The bulk of the work in forking is handled by do_fork(), which is defined in kernel/fork.c. This function calls copy_process(), and then starts the process running. The interesting work is done by copy_process():
It calls dup_task_struct(), which creates a new kernel stack, thread_info structure, and task_struct for the new process. The new values are identical to those of the current task. At this point, the child and parent process descriptors are identical.
It then checks that the new child will not exceed the resource limits on the number of processes for the current user.
Now the child needs to differentiate itself from its parent. Various members of the process descriptor are cleared or set to initial values. Members of the process descriptor that are not inherited are primarily statistically information. The bulk of the data in the process descriptor is shared.
Next, the child's state is set to TASK_UNINTERRUPTIBLE, to ensure that it does not yet run.
Now, copy_process() calls copy_flags() to update the flags member of the task_struct. The PF_SUPERPRIV flag, which denotes whether a task used super-user privileges, is cleared. The PF_FORKNOEXEC flag, which denotes a process that has not called exec(), is set.
Next, it calls get_pid() to assign an available PID to the new task.
Depending on the flags passed to clone(), copy_process() then either duplicates or shares open files, filesystem information, signal handlers, process address space, and namespace. These resources are typically shared between threads in a given process; otherwise they are unique and thus copied here.
Next, the remaining timeslice between the parent and its child is split between the two (this is discussed in Chapter 4).
Finally, copy_process() cleans up and returns to the caller a pointer to the new child.
Back in do_fork(), if copy_process() returns successfully, the new child is woken up and run. Deliberately, the kernel runs the child process first9. In the common case of the child simply calling exec() immediately, this eliminates any copy-on-write overhead that would occur if the parent ran first and began writing to the address space.
The vfork() system call has the same effect as fork(), except that the page table entries of the parent process are not copied. Instead, the child executes as the sole thread in the parent's address space, and the parent is blocked until the child either calls exec() or exits. The child is not allowed to write to the address space. This was a welcome optimization in the old days of 3BSD when the call was introduced because at the time copy-on-write pages were not used to implement fork(). Today, with copy-on-write and child-runs-first semantics, the only benefit to vfork() is not copying the parent page tables entries. If Linux one day gains copy-on-write page table entries there will no longer be any benefit10. Because the semantics of vfork() are tricky (what, for example, happens if the exec() fails?) it would be nice if vfork() died a slow painful death. It is entirely possible to implement vfork() as a normal fork()—in fact, this is what Linux did until 2.2.

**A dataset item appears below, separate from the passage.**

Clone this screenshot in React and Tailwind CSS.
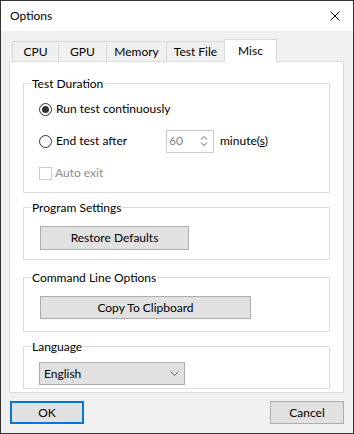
import React from "react";

function Radio({ checked }) {
  return (
    <span className="flex h-[13px] w-[13px] shrink-0 items-center justify-center rounded-full border border-[#333333] bg-white">
      {checked && <span className="h-[7px] w-[7px] rounded-full bg-[#333333]" />}
    </span>
  );
}

function Group({ title, className, children }) {
  return (
    <div className={`relative mx-[13px] border border-[#dcdcdc] ${className}`}>
      <span className="absolute -top-[8px] left-[7px] bg-white px-[1px] leading-[15px]">{title}</span>
      {children}
    </div>
  );
}

function Button({ label, className }) {
  return (
    <button
      type="button"
      className={`flex items-center justify-center bg-[#e1e1e1] text-black ${className}`}
    >
      {label}
    </button>
  );
}

const tabs = [
  { name: "CPU", w: "w-[46px]" },
  { name: "GPU", w: "w-[48px]" },
  { name: "Memory", w: "w-[60px]" },
  { name: "Test File", w: "w-[58px]" },
];

export default function App() {
  return (
    <div className="flex h-[434px] w-[354px] flex-col border border-[#333333] bg-[#f0f0f0] font-['Lato',sans-serif] text-[12px] text-black">
      {/* title bar */}
      <div className="flex h-[30px] items-center justify-between bg-white pl-[9px] pr-[10px]">
        <span className="text-[12px]">Options</span>
        <svg width="10" height="10" viewBox="0 0 10 10" className="mr-[3px]">
          <path d="M0.5 0.5 L9.5 9.5 M9.5 0.5 L0.5 9.5" stroke="#000" strokeWidth="1" />
        </svg>
      </div>

      <div className="pt-[8px]">
        {/* tabs */}
        <div className="ml-[11px] flex h-[22px] items-end">
          {tabs.map((t) => (
            <div
              key={t.name}
              className={`flex h-[20px] items-center justify-center border-l border-t border-[#d9d9d9] ${t.w}`}
            >
              {t.name}
            </div>
          ))}
          <div className="relative z-10 -mb-px flex h-[23px] w-[53px] items-start justify-center border-x border-t border-[#d9d9d9] bg-white pt-[2px]">
            Misc
          </div>
        </div>

        {/* tab panel */}
        <div className="ml-[8px] flex h-[332px] w-[335px] flex-col border border-[#d9d9d9] bg-white">
          <Group title="Test Duration" className="mt-[21px] h-[110px] pl-[15px] pt-[15px]">
            <div className="flex h-[20px] items-center gap-[4px]">
              <Radio checked />
              <span>Run test continuously</span>
            </div>
            <div className="mt-[11px] flex h-[22px] items-center">
              <div className="flex w-[127px] items-center gap-[4px]">
                <Radio />
                <span>End test after</span>
              </div>
              <div className="flex h-[23px] w-[48px] items-center justify-between border border-[#cccccc] pl-[2px] pr-[5px] text-[#7d8494]">
                <span>60</span>
                <svg width="8" height="12" viewBox="0 0 8 12">
                  <path d="M1 4.5 L4 1.5 L7 4.5 M1 7.5 L4 10.5 L7 7.5" fill="none" stroke="#606060" strokeWidth="1" />
                </svg>
              </div>
              <span className="ml-[6px]">
                minute(<span className="underline">s</span>)
              </span>
            </div>
            <div className="mt-[11px] flex h-[20px] items-center gap-[3px]">
              <span className="h-[13px] w-[13px] border border-[#cccccc] bg-white" />
              <span className="text-[#8c8c8c]">Auto exit</span>
            </div>
          </Group>

          <Group title="Program Settings" className="mt-[14px] h-[53px] pl-[16px] pt-[18px]">
            <Button label="Restore Defaults" className="h-[24px] w-[149px] border border-[#adadad]" />
          </Group>

          <Group title="Command Line Options" className="mt-[17px] h-[55px] pl-[16px] pt-[18px]">
            <Button label="Copy To Clipboard" className="h-[23px] w-[211px] border border-[#adadad]" />
          </Group>

          <Group title="Language" className="mt-[14px] h-[43px] pl-[15px] pt-[15px]">
            <div className="flex h-[23px] w-[146px] items-center justify-between border border-[#adadad] bg-[#e1e1e1] pl-[4px] pr-[5px]">
              <span>English</span>
              <svg width="9" height="6" viewBox="0 0 9 6">
                <path d="M0.5 0.5 L4.5 4.5 L8.5 0.5" fill="none" stroke="#606060" strokeWidth="1" />
              </svg>
            </div>
          </Group>
        </div>

        {/* dialog buttons */}
        <div className="mx-[9px] mt-[8px] flex justify-between">
          <Button label="OK" className="h-[23px] w-[74px] border-2 border-[#0078d7]" />
          <Button label="Cancel" className="h-[23px] w-[74px] border border-[#adadad]" />
        </div>
      </div>
    </div>
  );
}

The vfork() system call is implemented via a special flag to the clone() system call:
In copy_process(), the task_struct member vfork_done is set to NULL.
In do_fork(), if the special flag was given, vfork_done is pointed at a specific address.
After the child is first run, the parent—instead of returning—waits for the child to signal it through the vfork_done pointer.
In the mm_release() function, which is used when a task exits a memory address space, vfork_done is checked to see whether it is NULL. If it is not, the parent is signaled.
Back in do_fork(), the parent wakes up and returns.
If this all goes as planned, the child is now executing in a new address space and the parent is again executing in its original address space. The overhead is lower, but the design is not pretty.